Play it safe when it comes to creating Kickstarter videos. You want to show some personality in them, but you want to make sure you’re keeping the four questions above in mind. Successful campaigns tend to have a better idea of what information to share, how long to make the video, which of their staff to include in the video, and how nice the video should look. When in doubt, mimic the successful companies you see on Kickstarter. That may even include renting high-quality video equipment or asking a video crew to help you.
So how does all this relate to a real, live, non-theoretical Kickstarter campaign? That’s a good question and one that I’ll answer by an in-depth look at Trogdor!! The Board Game. By the time you read this post, it’s probably going to make a million bucks. It’s a good example, and frankly, it’s fun to talk about Strong Bad (of Homestar Runner fame). Again, when you do this for your own game, you need to pick games that look like your own. This isn’t traditionally “board game-y” but that casts their business decisions in stark relief for us here, and that makes for good analysis.
The page follows this basic structure, which is tried and true: stretch goals, description, list of components, how to play, rewards, stretch goals again, add-ons, reviews, backstory, social media, shipping rates, and a thank you section. Pretty straightforward, but I’d like to point out something critical: despite being a well-established (and awesome) intellectual property, they talked primarily about the game – not Homestar Runner.
Here are three quick observations that tell me they’re not just cynically cashing in here:
- It includes a lot of custom meeples, which are prominently advertised. Board gamers, based on a number of polls I’ve done on Facebook groups, Board Game Geek, and Twitter, are really into that. If you go run a poll on favorite components, custom meeples is likely to be in the top three.

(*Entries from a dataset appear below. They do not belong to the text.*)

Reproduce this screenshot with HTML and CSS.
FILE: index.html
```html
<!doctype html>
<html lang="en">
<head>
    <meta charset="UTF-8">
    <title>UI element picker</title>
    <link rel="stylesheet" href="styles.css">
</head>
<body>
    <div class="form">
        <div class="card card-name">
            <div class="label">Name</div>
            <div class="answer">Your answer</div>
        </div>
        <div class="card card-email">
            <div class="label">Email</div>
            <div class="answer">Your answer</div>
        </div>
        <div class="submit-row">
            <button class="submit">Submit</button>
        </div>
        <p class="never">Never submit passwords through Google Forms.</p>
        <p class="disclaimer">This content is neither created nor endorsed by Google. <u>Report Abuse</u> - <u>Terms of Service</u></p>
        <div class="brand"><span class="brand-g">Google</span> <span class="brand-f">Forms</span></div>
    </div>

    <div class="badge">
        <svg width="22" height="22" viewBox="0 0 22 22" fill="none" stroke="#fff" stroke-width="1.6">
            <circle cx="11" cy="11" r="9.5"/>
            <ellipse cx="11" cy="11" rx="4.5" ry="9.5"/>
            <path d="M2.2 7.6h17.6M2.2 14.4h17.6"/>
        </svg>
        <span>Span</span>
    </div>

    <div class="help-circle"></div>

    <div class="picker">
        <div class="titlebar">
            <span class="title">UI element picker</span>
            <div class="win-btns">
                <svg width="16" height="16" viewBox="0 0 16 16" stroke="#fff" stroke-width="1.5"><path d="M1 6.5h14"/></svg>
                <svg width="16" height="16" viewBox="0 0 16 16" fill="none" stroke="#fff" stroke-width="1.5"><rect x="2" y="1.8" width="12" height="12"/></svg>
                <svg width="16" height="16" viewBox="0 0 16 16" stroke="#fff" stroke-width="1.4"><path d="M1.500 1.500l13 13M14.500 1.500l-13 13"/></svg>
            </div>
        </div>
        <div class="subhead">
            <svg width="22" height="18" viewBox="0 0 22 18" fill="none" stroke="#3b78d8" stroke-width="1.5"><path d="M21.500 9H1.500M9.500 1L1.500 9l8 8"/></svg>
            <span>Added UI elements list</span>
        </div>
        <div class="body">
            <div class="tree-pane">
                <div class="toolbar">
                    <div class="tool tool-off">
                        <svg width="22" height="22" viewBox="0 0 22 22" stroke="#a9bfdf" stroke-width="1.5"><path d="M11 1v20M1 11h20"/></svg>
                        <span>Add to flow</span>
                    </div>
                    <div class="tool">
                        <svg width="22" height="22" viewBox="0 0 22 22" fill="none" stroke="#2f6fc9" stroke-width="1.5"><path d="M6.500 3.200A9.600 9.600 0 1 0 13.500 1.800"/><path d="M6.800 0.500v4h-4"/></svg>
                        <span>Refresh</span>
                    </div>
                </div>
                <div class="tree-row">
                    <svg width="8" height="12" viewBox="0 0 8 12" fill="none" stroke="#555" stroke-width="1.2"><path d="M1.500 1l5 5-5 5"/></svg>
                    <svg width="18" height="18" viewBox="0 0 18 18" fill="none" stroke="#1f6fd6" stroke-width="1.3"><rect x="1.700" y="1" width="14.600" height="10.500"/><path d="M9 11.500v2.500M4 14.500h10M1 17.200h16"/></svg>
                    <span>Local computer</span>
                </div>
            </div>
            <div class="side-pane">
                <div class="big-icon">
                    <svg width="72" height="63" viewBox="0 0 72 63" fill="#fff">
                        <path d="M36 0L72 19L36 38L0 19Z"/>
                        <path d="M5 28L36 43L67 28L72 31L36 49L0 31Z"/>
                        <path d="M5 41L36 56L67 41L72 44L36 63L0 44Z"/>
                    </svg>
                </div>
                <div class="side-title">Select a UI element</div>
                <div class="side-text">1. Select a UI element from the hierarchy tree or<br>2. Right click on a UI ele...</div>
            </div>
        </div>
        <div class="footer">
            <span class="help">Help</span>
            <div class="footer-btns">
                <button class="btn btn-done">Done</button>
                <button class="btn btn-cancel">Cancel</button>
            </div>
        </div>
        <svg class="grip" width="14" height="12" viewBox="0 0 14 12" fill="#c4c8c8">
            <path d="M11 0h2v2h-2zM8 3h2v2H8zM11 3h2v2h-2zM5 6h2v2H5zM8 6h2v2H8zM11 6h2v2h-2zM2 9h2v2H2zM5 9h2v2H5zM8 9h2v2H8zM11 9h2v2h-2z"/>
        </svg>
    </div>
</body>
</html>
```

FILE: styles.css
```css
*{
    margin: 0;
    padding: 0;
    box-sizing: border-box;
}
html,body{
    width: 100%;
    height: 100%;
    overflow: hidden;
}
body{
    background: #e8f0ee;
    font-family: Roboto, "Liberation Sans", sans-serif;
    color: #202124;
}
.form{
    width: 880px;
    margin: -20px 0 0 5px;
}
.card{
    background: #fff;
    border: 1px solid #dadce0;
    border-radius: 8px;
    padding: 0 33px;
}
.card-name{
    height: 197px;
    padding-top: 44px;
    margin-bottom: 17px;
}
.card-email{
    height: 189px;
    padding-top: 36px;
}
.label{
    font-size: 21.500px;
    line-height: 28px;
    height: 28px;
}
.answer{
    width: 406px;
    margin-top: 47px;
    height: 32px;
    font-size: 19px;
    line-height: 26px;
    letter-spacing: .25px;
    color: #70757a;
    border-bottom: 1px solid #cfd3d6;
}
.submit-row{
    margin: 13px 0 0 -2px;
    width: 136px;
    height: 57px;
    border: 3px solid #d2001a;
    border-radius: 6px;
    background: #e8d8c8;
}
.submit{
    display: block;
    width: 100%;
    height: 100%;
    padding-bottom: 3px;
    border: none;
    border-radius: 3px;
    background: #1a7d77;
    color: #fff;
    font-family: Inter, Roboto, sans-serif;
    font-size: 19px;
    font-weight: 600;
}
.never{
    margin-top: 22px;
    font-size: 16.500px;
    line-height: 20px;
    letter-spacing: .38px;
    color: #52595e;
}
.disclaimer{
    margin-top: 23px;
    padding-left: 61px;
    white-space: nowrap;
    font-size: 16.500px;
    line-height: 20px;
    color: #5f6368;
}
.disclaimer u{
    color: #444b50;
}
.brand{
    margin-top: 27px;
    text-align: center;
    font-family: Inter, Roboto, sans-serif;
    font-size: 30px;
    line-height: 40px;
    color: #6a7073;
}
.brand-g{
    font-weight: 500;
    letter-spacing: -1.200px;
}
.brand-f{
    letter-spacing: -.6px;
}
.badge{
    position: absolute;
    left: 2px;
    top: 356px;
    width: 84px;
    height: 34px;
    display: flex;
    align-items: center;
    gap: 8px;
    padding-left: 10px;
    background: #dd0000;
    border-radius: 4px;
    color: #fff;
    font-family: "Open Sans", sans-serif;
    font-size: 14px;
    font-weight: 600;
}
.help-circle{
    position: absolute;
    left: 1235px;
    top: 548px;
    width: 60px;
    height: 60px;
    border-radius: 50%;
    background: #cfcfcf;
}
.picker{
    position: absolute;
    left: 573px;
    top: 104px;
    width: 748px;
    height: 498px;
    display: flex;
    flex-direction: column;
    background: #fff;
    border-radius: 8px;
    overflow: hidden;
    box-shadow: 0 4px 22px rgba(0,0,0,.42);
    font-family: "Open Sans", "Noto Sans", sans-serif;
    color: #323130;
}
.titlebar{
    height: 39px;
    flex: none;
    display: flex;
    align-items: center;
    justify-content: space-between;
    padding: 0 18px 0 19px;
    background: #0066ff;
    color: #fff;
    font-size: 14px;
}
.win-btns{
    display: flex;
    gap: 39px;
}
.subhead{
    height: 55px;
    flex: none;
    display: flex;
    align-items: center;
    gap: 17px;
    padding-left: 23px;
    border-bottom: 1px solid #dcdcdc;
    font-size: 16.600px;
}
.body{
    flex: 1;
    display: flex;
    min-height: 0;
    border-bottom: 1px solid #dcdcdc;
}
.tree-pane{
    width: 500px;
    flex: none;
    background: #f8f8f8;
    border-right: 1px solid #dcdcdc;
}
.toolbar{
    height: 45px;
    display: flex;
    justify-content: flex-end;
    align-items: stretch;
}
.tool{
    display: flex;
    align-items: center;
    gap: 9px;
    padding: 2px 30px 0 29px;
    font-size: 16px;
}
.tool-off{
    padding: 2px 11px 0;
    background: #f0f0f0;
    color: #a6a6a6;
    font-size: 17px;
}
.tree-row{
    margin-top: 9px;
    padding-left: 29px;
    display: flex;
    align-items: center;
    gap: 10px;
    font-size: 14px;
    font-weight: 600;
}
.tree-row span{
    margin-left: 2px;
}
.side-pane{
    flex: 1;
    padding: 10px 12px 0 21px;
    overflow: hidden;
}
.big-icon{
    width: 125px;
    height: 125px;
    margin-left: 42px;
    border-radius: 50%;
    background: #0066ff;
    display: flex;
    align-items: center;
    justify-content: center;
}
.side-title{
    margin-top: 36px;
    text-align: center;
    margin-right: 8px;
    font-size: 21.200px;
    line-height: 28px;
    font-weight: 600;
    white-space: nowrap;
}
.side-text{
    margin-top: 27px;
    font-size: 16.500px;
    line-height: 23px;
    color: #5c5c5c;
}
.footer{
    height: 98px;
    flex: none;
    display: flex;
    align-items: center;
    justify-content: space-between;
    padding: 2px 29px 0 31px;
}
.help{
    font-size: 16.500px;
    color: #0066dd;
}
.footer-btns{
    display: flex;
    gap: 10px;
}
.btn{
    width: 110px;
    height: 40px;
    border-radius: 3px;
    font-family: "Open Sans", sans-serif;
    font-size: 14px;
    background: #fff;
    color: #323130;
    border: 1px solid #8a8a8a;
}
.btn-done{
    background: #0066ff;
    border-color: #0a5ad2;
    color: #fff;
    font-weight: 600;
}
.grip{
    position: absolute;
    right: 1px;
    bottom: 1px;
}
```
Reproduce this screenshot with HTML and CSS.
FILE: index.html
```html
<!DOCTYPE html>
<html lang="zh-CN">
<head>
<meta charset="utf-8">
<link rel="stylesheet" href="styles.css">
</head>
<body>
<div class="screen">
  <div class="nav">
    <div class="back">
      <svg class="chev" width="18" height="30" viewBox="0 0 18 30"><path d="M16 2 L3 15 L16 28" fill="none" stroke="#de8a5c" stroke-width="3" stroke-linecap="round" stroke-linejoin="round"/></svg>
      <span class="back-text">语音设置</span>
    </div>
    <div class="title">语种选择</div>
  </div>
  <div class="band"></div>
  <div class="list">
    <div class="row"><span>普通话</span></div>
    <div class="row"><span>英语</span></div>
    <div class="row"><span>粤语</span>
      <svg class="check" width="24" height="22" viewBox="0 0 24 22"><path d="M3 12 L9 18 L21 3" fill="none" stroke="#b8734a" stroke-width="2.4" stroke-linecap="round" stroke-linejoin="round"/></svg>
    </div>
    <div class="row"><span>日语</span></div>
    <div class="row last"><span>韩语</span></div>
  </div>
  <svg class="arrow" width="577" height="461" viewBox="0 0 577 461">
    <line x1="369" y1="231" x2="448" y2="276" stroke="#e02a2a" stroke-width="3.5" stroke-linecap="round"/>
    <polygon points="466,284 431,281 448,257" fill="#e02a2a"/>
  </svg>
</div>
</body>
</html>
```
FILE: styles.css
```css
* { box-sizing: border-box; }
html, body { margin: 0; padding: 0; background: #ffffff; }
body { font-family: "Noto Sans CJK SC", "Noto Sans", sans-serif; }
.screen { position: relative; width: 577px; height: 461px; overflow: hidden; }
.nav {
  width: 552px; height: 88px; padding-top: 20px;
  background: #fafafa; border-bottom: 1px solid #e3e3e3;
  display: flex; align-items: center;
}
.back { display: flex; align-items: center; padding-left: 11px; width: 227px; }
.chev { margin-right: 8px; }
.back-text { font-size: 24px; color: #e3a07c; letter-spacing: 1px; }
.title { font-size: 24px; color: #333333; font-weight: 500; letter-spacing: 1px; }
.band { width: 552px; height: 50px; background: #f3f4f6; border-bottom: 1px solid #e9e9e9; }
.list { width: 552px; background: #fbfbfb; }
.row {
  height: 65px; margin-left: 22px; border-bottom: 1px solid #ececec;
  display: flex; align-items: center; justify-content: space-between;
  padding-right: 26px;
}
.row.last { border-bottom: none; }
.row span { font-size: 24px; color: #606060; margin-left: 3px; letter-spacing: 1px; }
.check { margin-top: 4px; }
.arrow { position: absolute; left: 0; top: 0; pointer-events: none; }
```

- They have several reviews and testimonals. Some of them are from folks like Pendelton Ward and Alex Hirsch, creators of Adventure Time and Gravity Falls respectively. Others are from reviewers you’d traditionally associate with board games: Unfiltered Gamer and Pawn’s Perspective.
- They’ve got animated GIFs showing off pieces and gameplay. This trend has sprung up in the last couple of years. It’s worth paying attention to.
Even the top of the page alone suggests that it’s hitting some board gamer “yes” buttons. Sure, they emphasized Trogdor’s name the most prominently because Trogdor is awesome. But they also emphasized custom meeples and tiles, both of which are popular components. The project photo is staged in such a way that it shows off its table presence and hints at a larger game. The name is bright red and clearly draws the eye. A lot of thought has been put into this first impression!
The video makes this even more clear. Yes, it’s definitely a video made in the Homestar Runner brand, which makes their adherence to Kickstarter expectations even more remarkable. Remember: these are folks who have an audience and will get funded no matter what, but are choosing to push the product instead of the brand because they know it works.
The video is 2:39, a little on the long side. It starts in a goofy way, but that’s because of the brand. Then it shows off the components – a lot. Later they show gameplay and start describing how the game works. Their history allows them to focus on more than just the product, but they choose still to focus on the product.
Don’t take my interpretation purely at face value, though. You need to check other campaigns and analyze them to see how they operate. Pay attention to trends and see what you can make yourself. Start early, get feedback, be clear, follow the basic structure. If you do all this, you’ll be well on your way to making the perfect Kickstarter campaign page.